Kattopo juga menjelaskan, perempuan memainkan peran penting, bahkan peranan yang tidak dapat ditiadakan, dalam proses produksi dan reproduksi. Itu sebabnya kaum perempuan memiliki status yang tinggi dalam masyarakat matriakal di masa lampau. Di masyarakat-masyakat tersebut – penyembahan-penyembah Dewi – seksualitas, membesarkan anak, dan organisasi sosial di atur oleh komunalitas dan kelompok kekerabatan, dan tidak oleh sekelompok kecil pria.
Bercakap tentang Islam dan politik, ibaratnya kita membicarakan mengenai kembar siam yang hanya mempunyai satu jantung.
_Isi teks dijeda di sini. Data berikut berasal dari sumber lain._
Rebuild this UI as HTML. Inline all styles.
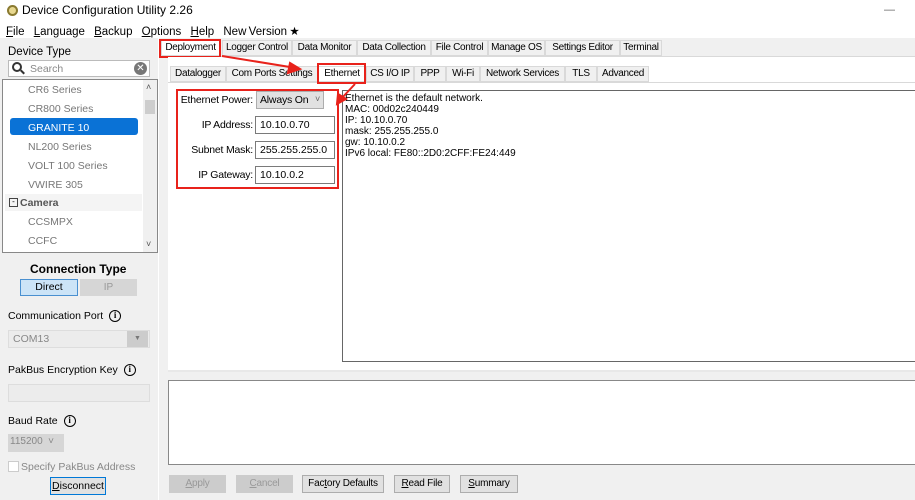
<!DOCTYPE html>
<html><head><style>
*{box-sizing:border-box;margin:0;padding:0}
body{width:915px;height:500px;overflow:hidden;background:#f0f0f0;font-family:"Liberation Sans",sans-serif;font-size:11px;color:#000;position:relative}
.a{position:absolute;white-space:nowrap}
.tab{position:absolute;height:16px;border:1px solid #d9d9d9;background:#f0f0f0;font-size:10px;letter-spacing:-0.3px;text-align:center;line-height:14px;white-space:nowrap}
.red{position:absolute;border:2px solid #e8221b}
.inp{position:absolute;background:#fff;border:1px solid #7a7a7a;padding:2px 4px;font-size:10.5px}
.btn{position:absolute;height:18px;border:1px solid #adadad;background:#e1e1e1;font-size:10px;letter-spacing:-0.2px;text-align:center;line-height:16px}
.li{position:absolute;left:28px;color:#777;font-size:10.5px}
.lbl{position:absolute;right:662px;font-size:10.5px;letter-spacing:-0.2px;white-space:nowrap}
.info{display:inline-block;width:12px;height:12px;border:1.5px solid #000;border-radius:50%;font-size:9px;line-height:9px;text-align:center;font-weight:bold;font-family:"Liberation Serif",serif;vertical-align:middle;margin-left:6px}
</style></head><body>
<div class="a" style="left:0;top:0;width:915px;height:38px;background:#fff"></div>
<div class="a" style="left:7px;top:5px;width:11px;height:11px;border-radius:50%;border:2px solid #8a7a30;background:#e8d890"></div>
<div class="a" style="left:22px;top:3px;font-size:12px">Device Configuration Utility 2.26</div>
<div class="a" style="left:884px;top:4px;color:#666">—</div>
<div class="a" style="left:6px;top:24px;font-size:11.5px;word-spacing:6px"><u>F</u>ile <u>L</u>anguage <u>B</u>ackup <u>O</u>ptions <u>H</u>elp New&#8239;Version&#8239;★</div>

<div class="a" style="left:8px;top:46px;font-size:11.5px">Device Type</div>
<div class="a" style="left:8px;top:60px;width:142px;height:17px;background:#fff;border:1px solid #bbb"></div>
<div class="a" style="left:12px;top:62px;width:10px;height:10px;border:2px solid #333;border-radius:50%;background:#fff"></div>
<div class="a" style="left:20px;top:71px;width:5px;height:2px;background:#333;transform:rotate(45deg)"></div>
<div class="a" style="left:30px;top:63px;color:#888;font-size:10.5px">Search</div>
<div class="a" style="left:134px;top:62px;width:13px;height:13px;border-radius:50%;background:#777;color:#fff;font-size:10px;text-align:center;line-height:13px">✕</div>
<div class="a" style="left:2px;top:79px;width:156px;height:174px;background:#fff;border:1px solid #888"></div>
<div class="a" style="left:143px;top:80px;width:14px;height:172px;background:#f0f0f0"></div>
<div class="a" style="left:145px;top:100px;width:10px;height:14px;background:#cdcdcd"></div>
<div class="a" style="left:146px;top:82px;font-size:9px;color:#555">˄</div>
<div class="a" style="left:146px;top:239px;font-size:9px;color:#555">˅</div>
<div class="li" style="top:84px">CR6 Series</div>
<div class="li" style="top:103px">CR800 Series</div>
<div class="a" style="left:10px;top:118px;width:128px;height:17px;background:#0a72d6;border-radius:3px"></div>
<div class="li" style="top:122px;color:#fff">GRANITE 10</div>
<div class="li" style="top:141px">NL200 Series</div>
<div class="li" style="top:160px">VOLT 100 Series</div>
<div class="li" style="top:179px">VWIRE 305</div>
<div class="a" style="left:5px;top:194px;width:137px;height:17px;background:#f4f4f4"></div>
<div class="a" style="left:9px;top:198px;width:9px;height:9px;border:1px solid #444;font-size:8px;line-height:6px;text-align:center">-</div>
<div class="a" style="left:20px;top:197px;color:#555;font-weight:bold;font-size:10.5px">Camera</div>
<div class="li" style="top:216px">CCSMPX</div>
<div class="li" style="top:235px">CCFC</div>

<div class="a" style="left:30px;top:262px;font-weight:bold;font-size:12px">Connection Type</div>
<div class="a" style="left:20px;top:279px;width:58px;height:17px;background:#cce4f7;border:1px solid #4a90d0;text-align:center;line-height:15px;font-size:10.5px">Direct</div>
<div class="a" style="left:80px;top:279px;width:57px;height:17px;background:#d6d6d6;text-align:center;line-height:17px;color:#999;font-size:10px">IP</div>
<div class="a" style="left:8px;top:310px;font-size:10.5px">Communication Port<span class="info">i</span></div>
<div class="a" style="left:8px;top:330px;width:142px;height:18px;background:#ececec;border:1px solid #ddd;color:#888;padding:2px 4px;font-size:10.5px">COM13</div>
<div class="a" style="left:127px;top:331px;width:21px;height:16px;background:#ccc;color:#777;font-size:7px;text-align:center;line-height:16px">▼</div>
<div class="a" style="left:8px;top:364px;font-size:10.5px">PakBus Encryption Key<span class="info">i</span></div>
<div class="a" style="left:8px;top:384px;width:142px;height:18px;background:#ececec;border:1px solid #ddd"></div>
<div class="a" style="left:8px;top:415px;font-size:10.5px">Baud Rate<span class="info">i</span></div>
<div class="a" style="left:8px;top:434px;width:56px;height:18px;background:#d6d6d6;color:#888;padding:2px 2px;font-size:10px">115200 &nbsp;˅</div>
<div class="a" style="left:8px;top:461px;width:11px;height:11px;background:#fff;border:1px solid #ccc"></div>
<div class="a" style="left:21px;top:461px;color:#888;font-size:10.5px">Specify PakBus Address</div>
<div class="a" style="left:50px;top:477px;width:56px;height:18px;border:1px solid #0078d7;background:#e1e1e1;text-align:center;line-height:16px;font-size:10.5px"><u>D</u>isconnect</div>

<div class="a" style="left:158px;top:38px;width:1px;height:462px;background:#fff"></div>
<div class="a" style="left:160px;top:56px;width:755px;height:1px;background:#d9d9d9"></div>
<div class="tab" style="left:161px;top:40px;width:59px;background:#fff">Deployment</div>
<div class="tab" style="left:222px;top:40px;width:70px">Logger Control</div>
<div class="tab" style="left:292px;top:40px;width:65px">Data Monitor</div>
<div class="tab" style="left:357px;top:40px;width:74px">Data Collection</div>
<div class="tab" style="left:431px;top:40px;width:57px">File Control</div>
<div class="tab" style="left:488px;top:40px;width:57px">Manage OS</div>
<div class="tab" style="left:545px;top:40px;width:75px">Settings Editor</div>
<div class="tab" style="left:620px;top:40px;width:42px">Terminal</div>
<div class="red" style="left:159px;top:39px;width:62px;height:19px"></div>

<div class="a" style="left:168px;top:57px;width:747px;height:315px;background:#fff"></div>
<div class="a" style="left:168px;top:82px;width:747px;height:1px;background:#d9d9d9"></div>
<div class="tab" style="left:170px;top:66px;width:56px">Datalogger</div>
<div class="tab" style="left:226px;top:66px;width:92px">Com Ports Settings</div>
<div class="tab" style="left:318px;top:66px;width:48px;background:#fff">Ethernet</div>
<div class="tab" style="left:366px;top:66px;width:48px">CS I/O IP</div>
<div class="tab" style="left:414px;top:66px;width:32px">PPP</div>
<div class="tab" style="left:446px;top:66px;width:34px">Wi-Fi</div>
<div class="tab" style="left:480px;top:66px;width:85px">Network Services</div>
<div class="tab" style="left:565px;top:66px;width:32px">TLS</div>
<div class="tab" style="left:597px;top:66px;width:52px">Advanced</div>
<div class="red" style="left:317px;top:63px;width:49px;height:21px"></div>

<div class="a" style="left:168px;top:370px;width:747px;height:2px;background:#e8e8e8"></div>
<div class="lbl" style="top:94px">Ethernet Power:</div>
<div class="a" style="left:256px;top:91px;width:68px;height:18px;background:#e1e1e1;border:1px solid #adadad;padding:2px 3px;font-size:10.5px;letter-spacing:-0.2px">Always On <span style="float:right;color:#666;font-size:9px">˅</span></div>
<div class="lbl" style="top:119px">IP Address:</div>
<div class="inp" style="left:255px;top:116px;width:80px;height:18px">10.10.0.70</div>
<div class="lbl" style="top:144px">Subnet Mask:</div>
<div class="inp" style="left:255px;top:141px;width:80px;height:18px">255.255.255.0</div>
<div class="lbl" style="top:169px">IP Gateway:</div>
<div class="inp" style="left:255px;top:166px;width:80px;height:18px">10.10.0.2</div>
<div class="red" style="left:176px;top:89px;width:163px;height:100px"></div>

<div class="a" style="left:342px;top:90px;width:573px;height:272px;border:1px solid #666;border-right:none;background:#fff;padding:3px 2px;font-size:10px;line-height:10.9px;white-space:pre">Ethernet is the default network.
MAC: 00d02c240449
IP: 10.10.0.70
mask: 255.255.255.0
gw: 10.10.0.2
IPv6 local: FE80::2D0:2CFF:FE24:449</div>

<svg class="a" style="left:0;top:0" width="915" height="500">
<g stroke="#e8221b" stroke-width="2" fill="#e8221b">
<line x1="222" y1="56" x2="296" y2="68"/><polygon points="300,69 290,63 288,73"/>
<line x1="355" y1="84" x2="340" y2="100"/><polygon points="337,104 338,94 346,99"/>
</g></svg>

<div class="a" style="left:168px;top:380px;width:747px;height:85px;background:#fff;border:1px solid #888;border-right:none"></div>
<div class="btn" style="left:169px;top:475px;width:57px;color:#999;background:#ccc;border-color:#ccc"><u>A</u>pply</div>
<div class="btn" style="left:236px;top:475px;width:57px;color:#999;background:#ccc;border-color:#ccc"><u>C</u>ancel</div>
<div class="btn" style="left:302px;top:475px;width:82px">Fac<u>t</u>ory Defaults</div>
<div class="btn" style="left:394px;top:475px;width:56px"><u>R</u>ead File</div>
<div class="btn" style="left:460px;top:475px;width:58px"><u>S</u>ummary</div>
</body></html>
Karenanya, tidak mungkin dipisahkan. Dalam arti bahwa Islam bukan hanya merupakan suatu agama yang mengatur tata ibadah di mana hubungan-hubungan spiritual dari pada umatnya dipelihara dan dikembangkan, akan tetapi sekaligus Islam merupakan suatu aspirasi politik.
Bahtiar Effendy dalam bukunya Islam dan Negara, menyebutkan jika Islam adalah sebuah agama multiinterpretatif, yang membuka kemungkinan kepada banyak penafsir mengenainya.
Perbincangan mengenai hak-hak politik perempuan dalam tradisi Islam, melahirkan dua aliran besar. Pertama, aliran yang mengingkari politik bagi kaum perempuan yang memahami Hadis bahwa tidak akan berjaya suatu kaum, bangsa yang menyerahkan urusan mereka kepada perempuan. Dan aliran kedua, aliran yang berpendapat bahwa sesuai Hadis bahwa Islam mengakui adanya hak-hak politik bagi perempuan.
Fenomena yang terjadi di kalangan masyarakat, terutama dalam konteks Indonesia, peran politik perempuan masih sangat minim. Masalah yang dihadapi oleh kaum perempuan yakni ada dugaan bahwa di Islam hak perempuan dalam politik masih ada bentuk diskriminasi. Dalam arti bahwa masih ada upaya-upaya untuk “merumahkan” kembali perempuan yang sudah terjun di publik atas nama agama.
Selain ada upaya merumahkan kembali perempuan, budaya patriakal yang sudah berakar sejak lama sulit untuk dilepaskan. Misalnya dalam lingkungan terkecil pun seperti keluarga, laki-laki dipandang sebagai kepala keluarga sehingga perempuan harus patuh dan tunduk kepada laki-laki. Dari hal tersebut nampak bahwa nuansa laki-laki sangat kuat dan perempuan dipersepsikan sebagai orang kelas kedua. Lebih parahnya lagi, ada anggapan bahwa perempuan itu lemah dan tidak sepatutnya bergelut dan berkecimpung di dunia politik.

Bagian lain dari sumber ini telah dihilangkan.